Written exercise: Print all of the entries exactly, minus the pictures.

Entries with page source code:
☆ ☆ ☆

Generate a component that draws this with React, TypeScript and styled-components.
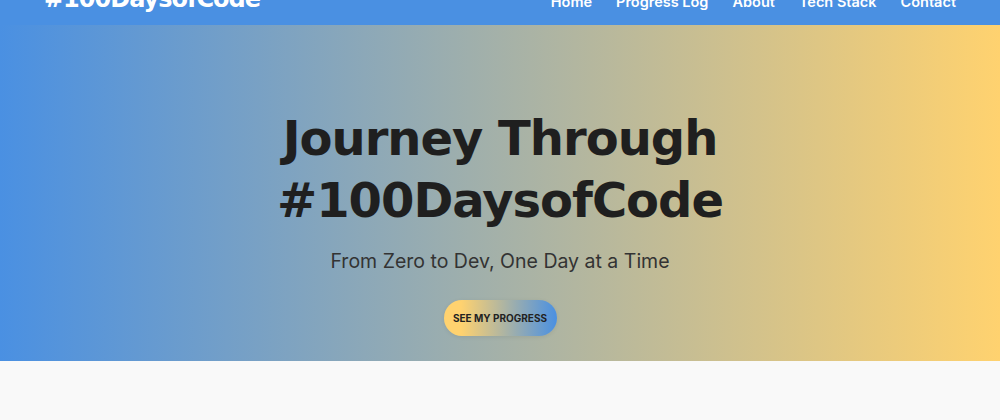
import styled, { createGlobalStyle } from "styled-components";

const navLinks = ["Home", "Progress Log", "About", "Tech Stack", "Contact"];

export default function App() {
	return (
		<Page>
			<GlobalStyle />
			<Header>
				<Logo>#100DaysofCode</Logo>
				<Nav>
					{navLinks.map((link) => (
						<NavLink key={link} href="#">
							{link}
						</NavLink>
					))}
				</Nav>
			</Header>

			<Hero>
				<Title>
					Journey Through
					<br />
					#100DaysofCode
				</Title>
				<Subtitle>From Zero to Dev, One Day at a Time</Subtitle>
				<CtaButton>SEE MY PROGRESS</CtaButton>
			</Hero>

			<Section />
		</Page>
	);
}

const GlobalStyle = createGlobalStyle`
	* {
		box-sizing: border-box;
	}

	body {
		margin: 0;
		background-color: #f9f9f9;
		font-family: "Inter", "Open Sans", sans-serif;
		color: #333;
	}
`;

const Page = styled.div`
	width: 100%;
	min-height: 420px;
	display: flex;
	flex-direction: column;
`;

const Header = styled.header`
	height: 25px;
	padding: 0 44px;
	overflow: hidden;

	display: flex;
	justify-content: space-between;
	align-items: flex-end;

	background-color: #4a90e2;
	color: #fff;
`;

const Logo = styled.h1`
	margin: 0 0 14px;
	font-family: "DejaVu Sans", sans-serif;
	font-size: 24px;
	font-weight: 700;
	line-height: 1;
	letter-spacing: -1px;
	white-space: nowrap;
`;

const Nav = styled.nav`
	display: flex;
	gap: 24px;
	margin-bottom: 16px;
`;

const NavLink = styled.a`
	font-family: "Inter", sans-serif;
	font-size: 14.5px;
	font-weight: 600;
	line-height: 1;
	color: #fff;
	text-decoration: none;
	white-space: nowrap;
`;

const Hero = styled.section`
	height: 336px;
	padding-top: 82px;

	display: flex;
	flex-direction: column;
	align-items: center;

	background: linear-gradient(90deg, #4a90e2 0%, #ffd26f 100%);
	text-align: center;
`;

const Title = styled.h2`
	margin: 0;
	font-family: "DejaVu Sans", sans-serif;
	font-size: 48px;
	font-weight: 700;
	line-height: 62px;
	letter-spacing: -1px;
	color: #1f1f1f;
`;

const Subtitle = styled.p`
	margin: 18px 0 0;
	font-family: "Inter", sans-serif;
	font-size: 19.5px;
	font-weight: 400;
	color: #333;
`;

const CtaButton = styled.button`
	margin-top: 27px;
	height: 36px;
	width: 113px;
	padding: 0;
	border: none;
	border-radius: 18px;

	background: linear-gradient(90deg, #ffd26f 0%, #ffd26f 15%, #4a90e2 100%);
	box-shadow: 0 1px 4px rgba(0, 0, 0, 0.08);

	font-family: "Inter", sans-serif;
	font-size: 10px;
	font-weight: 700;
	color: #222;
	cursor: pointer;
`;

const Section = styled.section`
	flex: 1;
	background-color: #f9f9f9;
`;
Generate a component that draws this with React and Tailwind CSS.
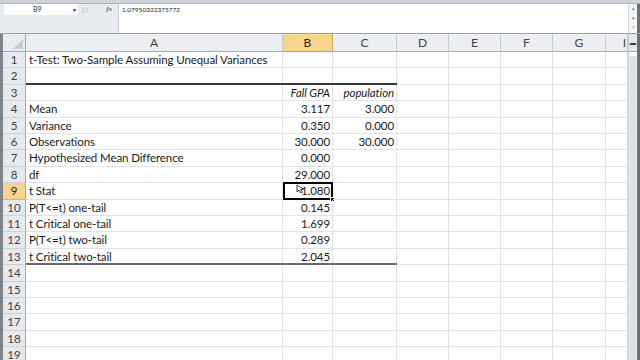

☆ ☆ ☆

Exercise answer:
Generate a component that draws this with React, TypeScript and styled-components.
import styled, { createGlobalStyle } from "styled-components";

const navLinks = ["Home", "Progress Log", "About", "Tech Stack", "Contact"];

export default function App() {
	return (
		<Page>
			<GlobalStyle />
			<Header>
				<Logo>#100DaysofCode</Logo>
				<Nav>
					{navLinks.map((link) => (
						<NavLink key={link} href="#">
							{link}
						</NavLink>
					))}
				</Nav>
			</Header>

			<Hero>
				<Title>
					Journey Through
					<br />
					#100DaysofCode
				</Title>
				<Subtitle>From Zero to Dev, One Day at a Time</Subtitle>
				<CtaButton>SEE MY PROGRESS</CtaButton>
			</Hero>

			<Section />
		</Page>
	);
}

const GlobalStyle = createGlobalStyle`
	* {
		box-sizing: border-box;
	}

	body {
		margin: 0;
		background-color: #f9f9f9;
		font-family: "Inter", "Open Sans", sans-serif;
		color: #333;
	}
`;

const Page = styled.div`
	width: 100%;
	min-height: 420px;
	display: flex;
	flex-direction: column;
`;

const Header = styled.header`
	height: 25px;
	padding: 0 44px;
	overflow: hidden;

	display: flex;
	justify-content: space-between;
	align-items: flex-end;

	background-color: #4a90e2;
	color: #fff;
`;

const Logo = styled.h1`
	margin: 0 0 14px;
	font-family: "DejaVu Sans", sans-serif;
	font-size: 24px;
	font-weight: 700;
	line-height: 1;
	letter-spacing: -1px;
	white-space: nowrap;
`;

const Nav = styled.nav`
	display: flex;
	gap: 24px;
	margin-bottom: 16px;
`;

const NavLink = styled.a`
	font-family: "Inter", sans-serif;
	font-size: 14.5px;
	font-weight: 600;
	line-height: 1;
	color: #fff;
	text-decoration: none;
	white-space: nowrap;
`;

const Hero = styled.section`
	height: 336px;
	padding-top: 82px;

	display: flex;
	flex-direction: column;
	align-items: center;

	background: linear-gradient(90deg, #4a90e2 0%, #ffd26f 100%);
	text-align: center;
`;

const Title = styled.h2`
	margin: 0;
	font-family: "DejaVu Sans", sans-serif;
	font-size: 48px;
	font-weight: 700;
	line-height: 62px;
	letter-spacing: -1px;
	color: #1f1f1f;
`;

const Subtitle = styled.p`
	margin: 18px 0 0;
	font-family: "Inter", sans-serif;
	font-size: 19.5px;
	font-weight: 400;
	color: #333;
`;

const CtaButton = styled.button`
	margin-top: 27px;
	height: 36px;
	width: 113px;
	padding: 0;
	border: none;
	border-radius: 18px;

	background: linear-gradient(90deg, #ffd26f 0%, #ffd26f 15%, #4a90e2 100%);
	box-shadow: 0 1px 4px rgba(0, 0, 0, 0.08);

	font-family: "Inter", sans-serif;
	font-size: 10px;
	font-weight: 700;
	color: #222;
	cursor: pointer;
`;

const Section = styled.section`
	flex: 1;
	background-color: #f9f9f9;
`;
Generate a component that draws this with React and Tailwind CSS.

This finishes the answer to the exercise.